Entanglement Renormalization of a $T\bar{T}$-deformed CFT

TL;DR

This paper employs cMERA to analyze a $T\bar{T}$-deformed scalar CFT, revealing mild non-localities and insights into the holographic dual, including the implications for bulk geometry and entanglement.

Contribution

It provides a Gaussian approximation to the ground state of a $T\bar{T}$-deformed CFT using cMERA and explores the resulting entanglement and non-locality features.

Findings

Non-localities are mild and do not violate the area law.

A finite bulk radius can be defined in the holographic dual.

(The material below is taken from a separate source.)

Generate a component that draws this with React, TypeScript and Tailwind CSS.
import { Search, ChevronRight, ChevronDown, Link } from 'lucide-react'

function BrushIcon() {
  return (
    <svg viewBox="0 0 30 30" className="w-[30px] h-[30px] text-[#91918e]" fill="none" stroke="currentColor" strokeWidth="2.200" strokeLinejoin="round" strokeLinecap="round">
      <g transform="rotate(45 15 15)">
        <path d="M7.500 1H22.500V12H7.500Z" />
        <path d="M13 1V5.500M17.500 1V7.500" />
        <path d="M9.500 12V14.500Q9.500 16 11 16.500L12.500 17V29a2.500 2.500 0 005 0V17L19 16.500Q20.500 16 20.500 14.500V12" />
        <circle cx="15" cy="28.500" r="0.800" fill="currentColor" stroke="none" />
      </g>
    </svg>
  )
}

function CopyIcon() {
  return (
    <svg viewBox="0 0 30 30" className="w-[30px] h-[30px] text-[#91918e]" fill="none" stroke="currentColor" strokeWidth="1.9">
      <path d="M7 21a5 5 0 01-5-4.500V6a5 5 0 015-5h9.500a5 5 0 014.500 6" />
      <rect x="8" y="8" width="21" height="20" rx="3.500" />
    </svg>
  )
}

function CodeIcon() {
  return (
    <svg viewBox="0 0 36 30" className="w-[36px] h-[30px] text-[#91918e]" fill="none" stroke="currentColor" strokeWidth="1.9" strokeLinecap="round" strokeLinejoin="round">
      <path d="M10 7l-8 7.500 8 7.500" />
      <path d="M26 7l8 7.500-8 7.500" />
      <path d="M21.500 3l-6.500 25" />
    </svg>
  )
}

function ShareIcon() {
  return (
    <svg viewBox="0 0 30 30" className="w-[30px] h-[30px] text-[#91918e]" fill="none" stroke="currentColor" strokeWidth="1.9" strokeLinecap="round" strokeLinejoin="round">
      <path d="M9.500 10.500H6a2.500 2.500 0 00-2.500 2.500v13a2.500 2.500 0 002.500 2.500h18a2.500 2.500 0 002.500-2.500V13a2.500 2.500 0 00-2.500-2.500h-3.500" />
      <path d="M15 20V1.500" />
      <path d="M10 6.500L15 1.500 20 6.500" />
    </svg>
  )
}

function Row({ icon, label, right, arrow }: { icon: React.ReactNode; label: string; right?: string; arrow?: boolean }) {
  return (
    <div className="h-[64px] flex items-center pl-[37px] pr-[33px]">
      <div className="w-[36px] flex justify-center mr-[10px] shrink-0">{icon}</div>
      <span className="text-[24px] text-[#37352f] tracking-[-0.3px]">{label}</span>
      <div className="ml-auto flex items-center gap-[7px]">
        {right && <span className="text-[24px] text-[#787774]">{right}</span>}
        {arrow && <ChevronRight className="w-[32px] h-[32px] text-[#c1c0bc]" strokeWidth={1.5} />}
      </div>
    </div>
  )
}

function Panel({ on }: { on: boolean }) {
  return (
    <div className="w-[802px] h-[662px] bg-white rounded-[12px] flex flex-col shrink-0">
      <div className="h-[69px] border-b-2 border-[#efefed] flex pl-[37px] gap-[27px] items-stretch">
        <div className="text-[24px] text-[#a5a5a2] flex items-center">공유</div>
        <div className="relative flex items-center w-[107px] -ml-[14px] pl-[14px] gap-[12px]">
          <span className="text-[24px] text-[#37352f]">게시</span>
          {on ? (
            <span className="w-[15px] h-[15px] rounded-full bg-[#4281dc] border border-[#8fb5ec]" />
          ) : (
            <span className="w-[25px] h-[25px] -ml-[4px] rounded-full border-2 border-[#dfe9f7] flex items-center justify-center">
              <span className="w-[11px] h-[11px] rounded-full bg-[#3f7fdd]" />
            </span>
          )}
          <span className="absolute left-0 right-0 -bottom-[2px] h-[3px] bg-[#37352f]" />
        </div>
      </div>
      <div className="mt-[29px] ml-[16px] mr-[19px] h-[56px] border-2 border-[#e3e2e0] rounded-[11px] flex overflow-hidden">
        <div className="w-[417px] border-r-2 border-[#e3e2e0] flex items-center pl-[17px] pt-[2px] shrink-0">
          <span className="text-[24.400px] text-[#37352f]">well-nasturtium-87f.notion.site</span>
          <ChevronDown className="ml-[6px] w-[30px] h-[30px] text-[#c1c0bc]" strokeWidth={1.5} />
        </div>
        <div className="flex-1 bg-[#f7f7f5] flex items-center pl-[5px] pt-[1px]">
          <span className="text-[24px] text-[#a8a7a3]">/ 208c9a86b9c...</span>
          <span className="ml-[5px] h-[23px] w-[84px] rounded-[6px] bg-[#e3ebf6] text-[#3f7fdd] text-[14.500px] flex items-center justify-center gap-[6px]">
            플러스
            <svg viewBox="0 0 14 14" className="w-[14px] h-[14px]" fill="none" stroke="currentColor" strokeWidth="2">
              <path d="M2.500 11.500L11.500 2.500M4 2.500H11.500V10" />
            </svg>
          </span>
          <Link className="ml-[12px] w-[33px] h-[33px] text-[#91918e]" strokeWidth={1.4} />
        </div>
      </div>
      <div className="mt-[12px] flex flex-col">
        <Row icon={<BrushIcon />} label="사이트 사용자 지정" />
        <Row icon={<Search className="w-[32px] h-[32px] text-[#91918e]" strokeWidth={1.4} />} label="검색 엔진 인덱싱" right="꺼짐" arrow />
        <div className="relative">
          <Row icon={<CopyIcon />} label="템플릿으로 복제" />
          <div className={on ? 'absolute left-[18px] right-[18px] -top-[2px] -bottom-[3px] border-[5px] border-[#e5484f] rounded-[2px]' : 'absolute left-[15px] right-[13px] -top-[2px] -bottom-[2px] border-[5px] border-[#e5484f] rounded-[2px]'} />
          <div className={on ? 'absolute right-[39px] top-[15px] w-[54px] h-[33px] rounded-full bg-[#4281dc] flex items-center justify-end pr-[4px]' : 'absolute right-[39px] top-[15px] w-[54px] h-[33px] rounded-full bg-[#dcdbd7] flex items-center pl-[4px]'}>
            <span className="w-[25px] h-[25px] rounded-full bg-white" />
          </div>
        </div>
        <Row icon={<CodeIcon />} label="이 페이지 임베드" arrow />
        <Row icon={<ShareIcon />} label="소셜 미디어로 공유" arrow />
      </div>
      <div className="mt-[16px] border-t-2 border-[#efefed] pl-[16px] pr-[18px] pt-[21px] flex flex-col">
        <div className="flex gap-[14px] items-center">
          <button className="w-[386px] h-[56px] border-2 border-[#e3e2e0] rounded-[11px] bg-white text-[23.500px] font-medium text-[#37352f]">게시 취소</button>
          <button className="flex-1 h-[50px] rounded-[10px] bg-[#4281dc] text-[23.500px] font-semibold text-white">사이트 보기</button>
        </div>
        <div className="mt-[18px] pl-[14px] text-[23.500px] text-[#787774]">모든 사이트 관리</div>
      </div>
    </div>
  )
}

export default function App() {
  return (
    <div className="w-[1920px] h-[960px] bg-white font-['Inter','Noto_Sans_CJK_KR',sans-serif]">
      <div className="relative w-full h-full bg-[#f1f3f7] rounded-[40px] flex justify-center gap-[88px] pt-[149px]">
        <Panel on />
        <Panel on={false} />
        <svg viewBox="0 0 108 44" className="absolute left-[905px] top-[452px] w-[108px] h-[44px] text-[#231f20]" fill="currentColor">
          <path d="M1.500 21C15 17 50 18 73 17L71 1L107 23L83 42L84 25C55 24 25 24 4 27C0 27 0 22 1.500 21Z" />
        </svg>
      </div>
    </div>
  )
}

Entropy analysis challenges the absence of geometry outside the radial cutoff.

Abstract

In this work we use cMERA, a continuous tensor network, to find a Gaussian approximation to the ground state of a $T\bar{T}$-deformed scalar CFT on the line, to first order in the deformation parameter. The result is used to find the correction to the correlators of scaling operators of the theory and to the entanglement entropy of a half-line. From the latter, we discuss the non-localities induced by the $T\bar{T}$-deformation at short length scales. We find that the kind of non-locality generated by those terms can be considered as a mild-one, in the sense that it does not violate the area law of entanglement. In the context of the conjectured connection between cMERA and holography, we find that at first insight a finite bulk radius can be defined in the putative geometric dual description of cMERA. However, the entropy analysis contradicts the proposal that no geometry can be ascribed to the region outside this radial cutoff.